Much of the series’ comedy comes from juxtaposing the protagonists’ low rank with their higher ideals. In the sixth episode, “Terminal Provocations,” a simple mission to collect space garbage spins out of control when the ensigns let their insecurities get them into trouble. Worried that she can't spacewalk as well as her crewmates, Tendi trains in a program Rutherford hastily designed for the ship's virtual reality holodeck. At the same time, Mariner and Boimler get tangled in a web of lies their crewmate Fletcher (Tim Robinson) spins to cover mistakes that they believe a Starfleet officer shouldn’t commit. In the episode’s climax, Mariner and Boimler struggle to deactivate a metal-devouring robot built by Fletcher, while Tendi and Rutherford battle a holograph called Badgy (think Microsoft Word’s old assistant Clippy, in the shape of a Starfleet badge and voiced by an over-eager Jack McBrayer).
Both Badgy and the robot spring from their creator’s feelings of inferiority. Unwilling to admit that he cannot perform engineering tasks with the skill of Star Trek greats like Scotty or Chief O'Brien, Fletcher designed a robot assistant but accidentally infused it with his fragile ego. The robot rampages through the Cerritos, ripping panels from the walkways while shouting, “Stupid, stupid Fletcher!” Likewise, Rutherford overloaded Badgy because he wanted to impress Tendi with his programming skills, transforming his cute helper into a joyful murder machine.

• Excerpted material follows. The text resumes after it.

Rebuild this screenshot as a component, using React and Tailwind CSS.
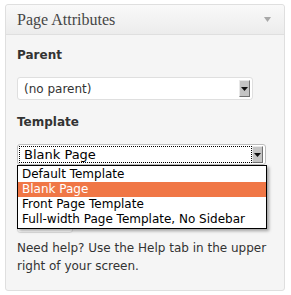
import React from 'react';

function SelectButton() {
  return (
    <span className="flex h-[17px] w-[11px] items-center justify-center border border-t-[#e8e8e8] border-l-[#e8e8e8] border-r-[#707070] border-b-[#707070] bg-[#c4c4c4]">
      <svg width="7" height="4" viewBox="0 0 7 4">
        <path d="M0 0h7L3.5 4z" fill="#111" />
      </svg>
    </span>
  );
}

const options = ['Default Template', 'Blank Page', 'Front Page Template', 'Full-width Page Template, No Sidebar'];

export default function App() {
  return (
    <div className="h-[295px] w-[291px] bg-white pt-[4px] pl-[5px]" style={{ fontFamily: '"DejaVu Sans", Verdana, sans-serif' }}>
      <div className="flex h-[287px] w-[280px] flex-col rounded-[3px] border border-[#dfdfdf] bg-[#f5f5f5]">
        <div className="flex h-[30px] items-center justify-between rounded-t-[3px] border-b border-[#dfdfdf] bg-gradient-to-b from-[#f9f9f9] to-[#ececec] pl-[11px] pr-[13px]">
          <h3 className="text-[16px] leading-none text-[#464646]" style={{ fontFamily: '"Liberation Serif", Georgia, serif' }}>
            Page Attributes
          </h3>
          <svg width="7" height="5" viewBox="0 0 7 5">
            <path d="M0 0h7L3.5 5z" fill="#a8a8a8" />
          </svg>
        </div>

        <div className="relative px-[11px] text-[12px] text-[#333]">
          <p className="mt-[11px] font-bold leading-[18px]">Parent</p>
          <div className="mt-[13px] flex h-[23px] w-[236px] items-center justify-between rounded-[3px] border border-[#dfdfdf] bg-white pl-[6px] pr-[2px]">
            <span>(no parent)</span>
            <SelectButton />
          </div>

          <p className="mt-[13px] font-bold leading-[18px]">Template</p>
          <div className="relative mt-[13px] flex h-[21px] w-[249px] items-center justify-between rounded-[3px] border border-[#bdbdbd] bg-white p-[1px] pr-[2px]">
            <span className="flex h-full flex-1 items-center border border-dotted border-black pl-[4px] text-[13px] text-black">Blank Page</span>
            <SelectButton />
            <ul className="absolute left-[-1px] top-[20px] z-10 w-[250px] border border-black bg-white py-[1px] text-[12px] leading-[15px] text-black shadow-[2px_2px_3px_rgba(0,0,0,0.35)]">
              {options.map((o) => (
                <li key={o} className={`pl-[4px] ${o === 'Blank Page' ? 'bg-[#f07746] text-white' : ''}`}>
                  {o}
                </li>
              ))}
            </ul>
          </div>

          <div className="mt-[13px] h-[18px]" />
          <div className="mt-[14px] h-[23px] w-[56px] rounded-[3px] border border-[#dfdfdf] bg-white" />

          <p className="mt-[6px] leading-[18px]">Need help? Use the Help tab in the upper right of your screen.</p>
        </div>
      </div>
    </div>
  );
}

Lower Decks tells stories about the little people doing grunt work.
We laugh at these jokes because we relate to them. Even if we’ll only nonchalantly go where everyone has gone before, we all know what it’s like to feel worthless, to feel inconsequential. But the Bible teaches that the humble do so much more than the proud. It’s filled with stories about people whose small actions have cosmic reverberations. The diminutive shepherd David, the duplicitous schemer Jacob, the besieged sex worker Rahab—they all become key figures in the story of God’s work, despite their faults or lower social station.
As Paul explains in 1 Corinthians, this principle is central to God’s character. Because “God made foolish the wisdom of the world . . . God was pleased through the foolishness of what was preached to save those who believe.” Paul reminds the church in Corinth that God called them precisely because “[n]ot many of you were wise by human standards; not many were influential; not many were of noble birth.” Because God’s kingdom rejects the exploitative power politics of earthly kingdoms, God “chose the foolish things of the world to shame the wise; God chose the weak things of the world to shame the strong. God chose the lowly things of this world and the despised things—and the things that are not—to nullify the things that are, so that no one may boast before him.”

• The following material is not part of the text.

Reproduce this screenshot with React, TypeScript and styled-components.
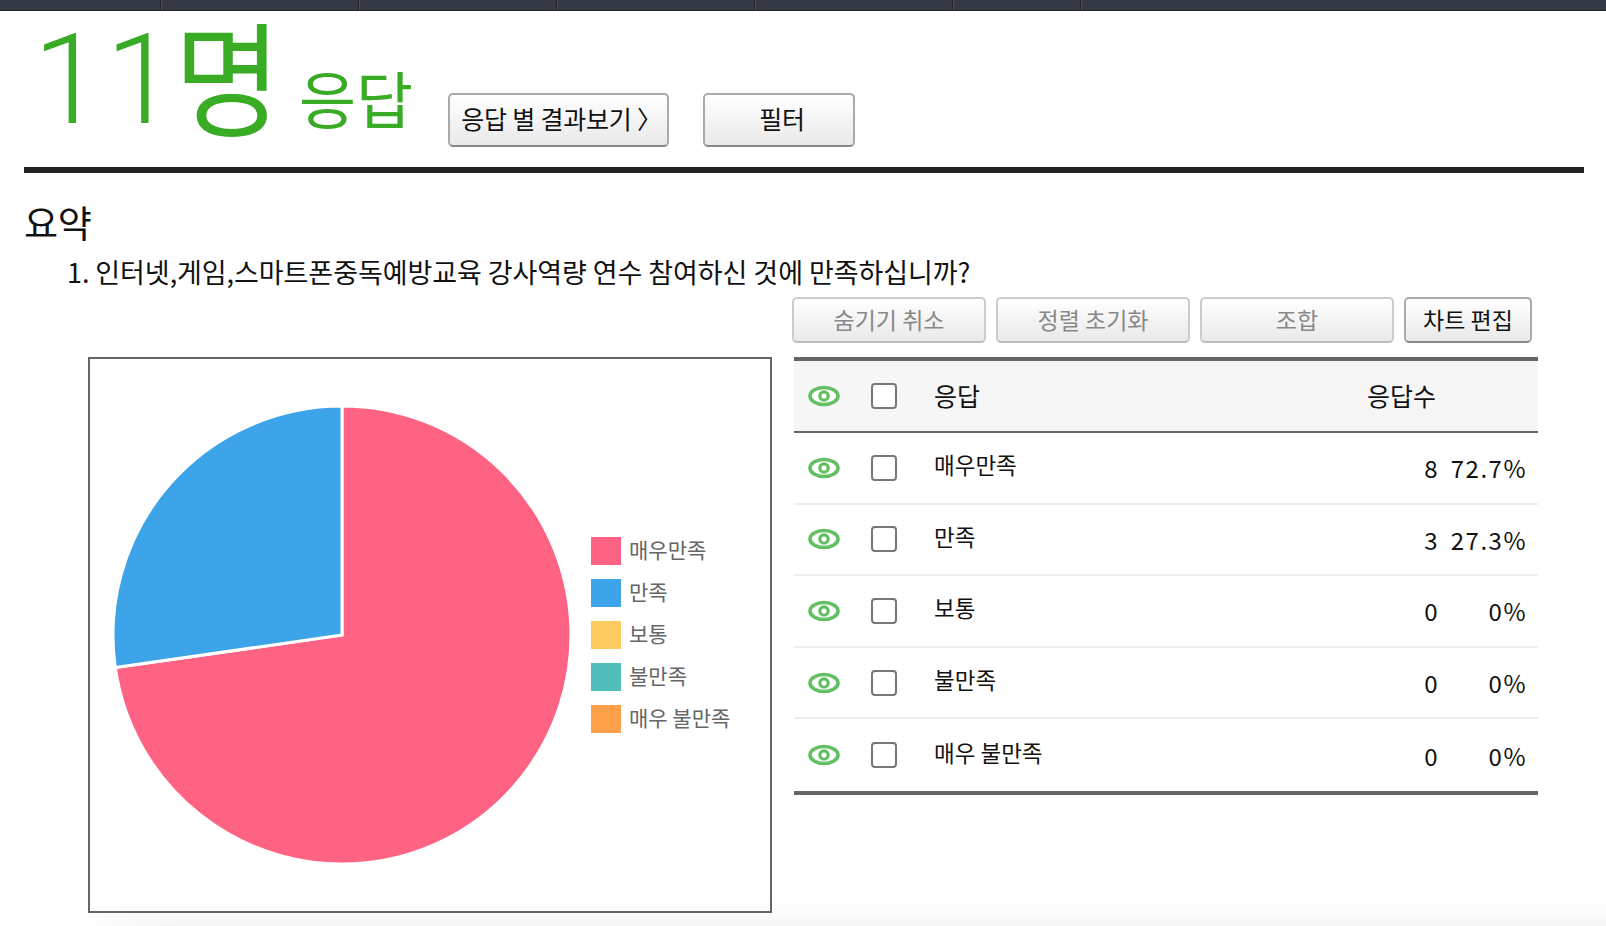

Although it's more interested in poking fun than imagining utopia, Lower Decks manages to inspire viewers when it chips away at prideful paragons. At the climax of the trial on K’Tuevon Prime, Clar demands information from Boimler, insisting that Starfleet officers are “the best of the best” and that senior officers are “always in full control!” Boimler refutes the charges by listing some of the officers' mistakes, including dating a salt vampire disguised as a supermodel or boarding the wrong ship and thinking they’re in a parallel dimension.

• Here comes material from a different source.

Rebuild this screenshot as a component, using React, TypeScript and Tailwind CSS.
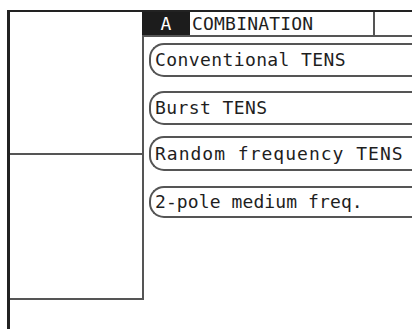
import React from "react";

const font = { fontFamily: '"DejaVu Sans Mono", "Liberation Mono", monospace' };

export default function App() {
  return (
    <div className="w-[412px] h-[329px] bg-white overflow-hidden text-[#1e1e1e]" style={font}>
      <div className="pt-[10px] pl-[7px]">
        <div className="flex h-[319px] border-t-2 border-l-[3px] border-[#222]">
          {/* left column */}
          <div className="w-[132px] flex flex-col shrink-0">
            <div className="h-[143px] border-b-2 border-[#555]" />
            <div className="h-[145px] border-b-2 border-[#555]" />
          </div>
          {/* right column */}
          <div className="flex-1 flex flex-col">
            <div className="flex h-[25px] border-b-2 border-[#555] items-stretch">
              <div className="w-[48px] bg-[#1c1c1c] text-white flex items-center justify-center text-[18px] leading-none">
                A
              </div>
              <div className="w-[185px] pl-[2px] border-r-2 border-[#555] flex items-center text-[18px] leading-none tracking-[0.2px]">
                COMBINATION
              </div>
              <div className="flex-1" />
            </div>
            <div className="h-[263px] border-l-2 border-[#555] pl-[5px] flex flex-col">
              <div className="mt-[6px] h-[34px] border-2 border-r-0 border-[#555] rounded-l-[15px] flex items-center pl-[4px] text-[18px] leading-none tracking-[0.4px]">
                Conventional TENS
              </div>
              <div className="mt-[14px] h-[34px] border-2 border-r-0 border-[#555] rounded-l-[15px] flex items-center pl-[4px] text-[18px] leading-none tracking-[0.4px]">
                Burst TENS
              </div>
              <div className="mt-[11px] h-[35px] border-2 border-r-0 border-[#555] rounded-l-[15px] flex items-center pl-[4px] text-[18px] leading-none tracking-[1px]">
                Random frequency TENS
              </div>
              <div className="mt-[15px] h-[32px] border-2 border-r-0 border-[#555] rounded-l-[15px] flex items-center pl-[4px] text-[18px] leading-none tracking-[0.1px]">
                2-pole medium freq.
              </div>
            </div>
          </div>
        </div>
      </div>
    </div>
  );
}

Boimler’s litany of mistakes made by dashing Star Trek heroes—including Kirk and Picard!—proves a point that he and his fellow ensigns sometimes forget. The people doing glamorous jobs sometimes screw up. The people doing the small jobs sometimes pull it off, and nobody notices.
Like Paul’s teaching, the ensigns’ rejoinder to Clar reminds us that boasts are often fleeting and that unnoticed actions have value—even if those actions entail filling out alien paperwork or organizing isolinear chips.